Energy costs remain another major concern, with annual standing charges set to rise by more than 40 per cent from April. For a small business using around 40,000kWh of electricity per year, standing charges will increase from £3,680 to £5,283 annually.
Further cost increases will come from changes to Statutory Sick Pay, which will become payable from day one of sickness, adding around £110 per employee each year, as well as higher dividend tax rates, Making Tax Digital compliance requirements and Companies House fee increases.

FSB policy chair Tina McKenzie said the combined impact could have serious consequences for local businesses and high streets.
“April’s impending cost crunch will make running a small business in the UK more expensive – and that has real consequences,” she said.

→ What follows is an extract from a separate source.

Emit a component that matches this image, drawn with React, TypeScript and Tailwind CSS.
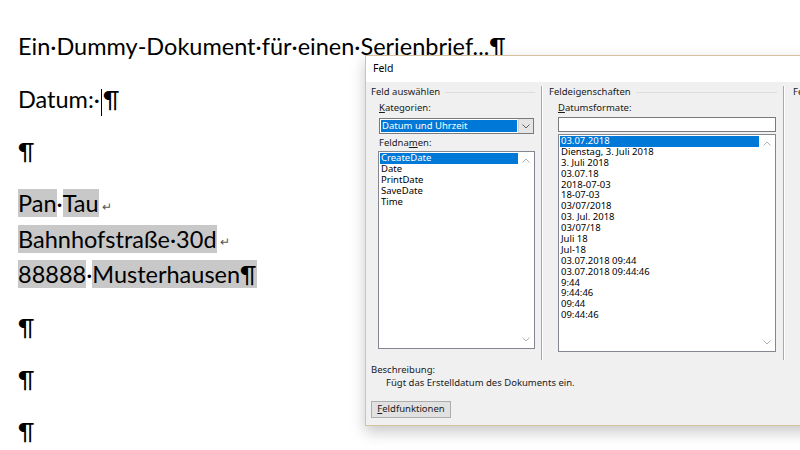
import React from 'react';

const feldnamen = ['CreateDate', 'Date', 'PrintDate', 'SaveDate', 'Time'];

const formate = [
  '03.07.2018',
  'Dienstag, 3. Juli 2018',
  '3. Juli 2018',
  '03.07.18',
  '2018-07-03',
  '18-07-03',
  '03/07/2018',
  '03. Jul. 2018',
  '03/07/18',
  'Juli 18',
  'Jul-18',
  '03.07.2018 09:44',
  '03.07.2018 09:44:46',
  '9:44',
  '9:44:46',
  '09:44',
  '09:44:46',
];

const Hl = ({ children }: { children: React.ReactNode }) => (
  <span className="bg-[#c8c8c8]">{children}</span>
);

const Arrow = () => <span className="text-[12px] text-[#555] align-middle ml-[3px]">↵</span>;

const Chevron = ({ up, color = '#b0b0b0' }: { up?: boolean; color?: string }) => (
  <svg width="8" height="5" viewBox="0 0 8 5">
    <path d={up ? 'M0.5 4.5L4 1l3.5 3.5' : 'M0.5 0.5L4 4l3.5-3.5'} fill="none" stroke={color} strokeWidth="1" />
  </svg>
);

const GroupHeader = ({ title }: { title: string }) => (
  <div className="flex items-center h-[12px]">
    <span className="whitespace-nowrap">{title}</span>
    <div className="flex-1 ml-[5px] mr-[6px] border-t border-[#dcdcdc]" />
  </div>
);

const Separator = () => (
  <div className="shrink-0 w-[2px] h-full border-l border-[#a9a9a9] border-r border-r-white" />
);

const ListBox = ({ items, w, h }: { items: string[]; w: string; h: string }) => (
  <div className={`${w} ${h} bg-white border border-[#828790] flex`}>
    <div className="flex-1 pl-[1px] pt-[1px]">
      {items.map((it, i) => (
        <div
          key={it}
          className={`h-[10.9px] leading-[10.9px] pl-[1px] ${i === 0 ? 'bg-[#0078d7] text-white' : 'text-black'}`}
        >
          {it}
        </div>
      ))}
    </div>
    <div className="w-[16px] flex flex-col items-center justify-between py-[6px]">
      <Chevron up />
      <Chevron />
    </div>
  </div>
);

const App = () => {
  return (
    <div className="relative w-[800px] h-[450px] bg-white overflow-hidden">
      <div className="pl-[18px] pt-[30px] text-[23.5px] leading-[33px] text-black font-['Lato',sans-serif]">
        <p>Ein·Dummy-Dokument·für·einen·Serienbrief...¶</p>
        <p className="mt-[20px]">
          Datum:·<span className="inline-block w-px h-[27px] bg-black align-middle mx-[1px]" />¶
        </p>
        <p className="mt-[19px]">¶</p>
        <div className="mt-[19px]">
          <p>
            <Hl>Pan</Hl>·<Hl>Tau</Hl>
            <Arrow />
          </p>
          <p>
            <Hl>Bahnhofstraße·30d</Hl>
            <Arrow />
          </p>
          <p>
            <Hl>88888</Hl>·<Hl>Musterhausen¶</Hl>
          </p>
        </div>
        <p className="mt-[20px]">¶</p>
        <p className="mt-[19px]">¶</p>
        <p className="mt-[19px]">¶</p>
      </div>

      <div className="absolute left-[365px] top-[55px] w-[450px] h-[371px] border border-[#d6c29e] bg-[#f0f0f0] shadow-[0_6px_14px_rgba(0,0,0,0.22)] flex flex-col text-[9.5px] text-[#1a1a1a] font-['Noto_Sans',sans-serif]">
        <div className="h-[26px] bg-white flex items-center pl-[7px] text-[10.5px] text-black">Feld</div>
        <div className="flex-1 flex flex-col pl-[5px] pt-[4px]">
          <div className="flex h-[274px]">
            <div className="shrink-0 w-[170px] flex flex-col">
              <GroupHeader title="Feld auswählen" />
              <div className="pl-[8px] flex flex-col">
                <div className="mt-[5px] h-[10px] leading-[10px]">
                  <u>K</u>ategorien:
                </div>
                <div className="mt-[5px] w-[155px] h-[16px] bg-white border border-[#7a7a7a] flex items-center">
                  <div className="flex-1 h-[12px] mx-[1px] bg-[#0078d7] text-white leading-[12px] pl-[1px]">
                    Datum und Uhrzeit
                  </div>
                  <div className="w-[15px] h-full bg-[#e5e5e5] border-l border-[#cfcfcf] flex items-center justify-center">
                    <Chevron color="#606060" />
                  </div>
                </div>
                <div className="mt-[4px] h-[10px] leading-[10px]">
                  Feldna<u>m</u>en:
                </div>
                <div className="mt-[3px] -ml-[1px]">
                  <ListBox items={feldnamen} w="w-[157px]" h="h-[198px]" />
                </div>
              </div>
            </div>
            <Separator />
            <div className="shrink-0 w-[240px] flex flex-col pl-[6px]">
              <GroupHeader title="Feldeigenschaften" />
              <div className="pl-[9px] flex flex-col">
                <div className="mt-[5px] h-[10px] leading-[10px]">
                  <u>D</u>atumsformate:
                </div>
                <div className="mt-[4px] w-[218px] h-[15px] bg-white border border-[#7a7a7a]" />
                <div className="mt-[2px]">
                  <ListBox items={formate} w="w-[218px]" h="h-[218px]" />
                </div>
              </div>
            </div>
            <Separator />
            <div className="flex-1 min-w-0 overflow-hidden pl-[8px]">
              <GroupHeader title="Feldoptionen" />
            </div>
          </div>
          <div className="mt-[4px] h-[11px] leading-[11px]">Beschreibung:</div>
          <div className="mt-[2px] pl-[15px] h-[11px] leading-[11px]">Fügt das Erstelldatum des Dokuments ein.</div>
          <div className="mt-[13px] w-[80px] h-[17px] bg-[#e1e1e1] border border-[#adadad] flex items-center justify-center">
            <span>
              <u>F</u>eldfunktionen
            </span>
          </div>
        </div>
      </div>
    </div>
  );
};

export default App;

“It will push already struggling small firms past breaking point, deter would-be entrepreneurs from setting up in business as the numbers no longer stack up, and put the brakes on the small business growth the economy depends on.
“Many of these hardworking businesses have already been forced to increase prices, lay off staff, or cancel expansion plans.”
The FSB is calling on the government to increase the Employment Allowance to offset higher National Insurance costs, extend business rates support to more retail firms, reduce renewable obligation costs on business energy bills and introduce a rebate to offset higher sick pay costs.
McKenzie added that the Spring Forecast represents the last opportunity for ministers to intervene before the cost increases take effect.
“The chancellor must recognise the huge pressure that our small businesses and self-employed people are under and show she is willing to ease even a fraction of these cost pressures to help stem the tide of these rising costs,” she said.